Islamophobia is a double poison. If not stopped it will so destructively impact relations between the US and Muslim countries that the “Clash of Civilizations” will become a self-fulfilling prophesy. Not that Islamophobia is purely an American problem; it is active in Europe, India, parts of Africa, and in too many parts of the non-Muslim world. There, in its second venomous outpouring, it is at its most cruel. It is Muslims in non-Muslim societies who feel the effect; traditionally dressed Muslim women screamed at in supermarkets in middle America, spat at in parks in middle England, their veils torn from their faces in France or Australia or Netherlands; it is Muslim homes daubed with offensive slogans, mosques vandalized, a community fed a constant diet on TV and in the press on how backward Muslim society is. This is Islamophobia is action.
But Islamophobia does not mean hatred of Islam; it means an irrational fear of Islam. Fear can stem from ignorance — and a media campaign should help rectify that — but it also comes from experience. We can tell the West that it has nothing to fear from Islam but the actions of terrorists claiming to act in the name of Islam tells something else. It is vital the West learn that Islam is a religion of peace, that militants have departed from orthodox Islam. Their principal targets are Muslim states, which they want to conquer and take over.
But saying all this will not be enough if the West does not also see the Muslim world actively spurning these deviants and crushing them.

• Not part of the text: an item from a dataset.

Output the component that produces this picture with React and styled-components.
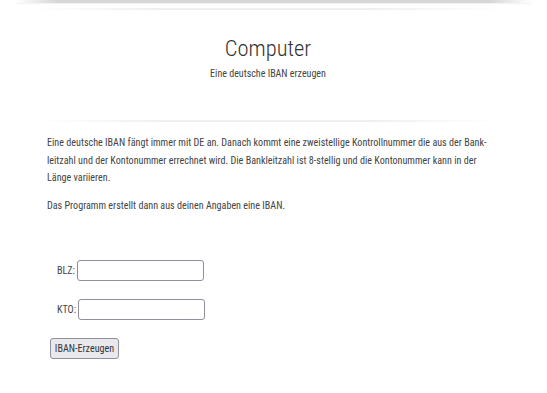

It is something that only the Muslim world can do. Saudi Arabia has in fact been in the forefront of the battle to destroy these deviants, but in the wider campaign to counteract Islamophobia it has not helped that, in Indonesia, radical imam Abu Bakar Bashir was released from jail after serving just 26 months for links to the 2002 Bali bombings or that in Jordan four MPs paid condolences to the family of arch-terrorist Abu Musab Al-Zarqawi. Even though the four have since been arrested, their actions indicate there is support for terrorism.
A campaign to end Islamophobia in the West is vital both for the good of the millions of Muslims living there and for Muslim-Western relations, but it will not succeed while the murderous actions of a miniscule minority send a different message. The destruction of militancy has to go hand in hand with countering Islamophobia.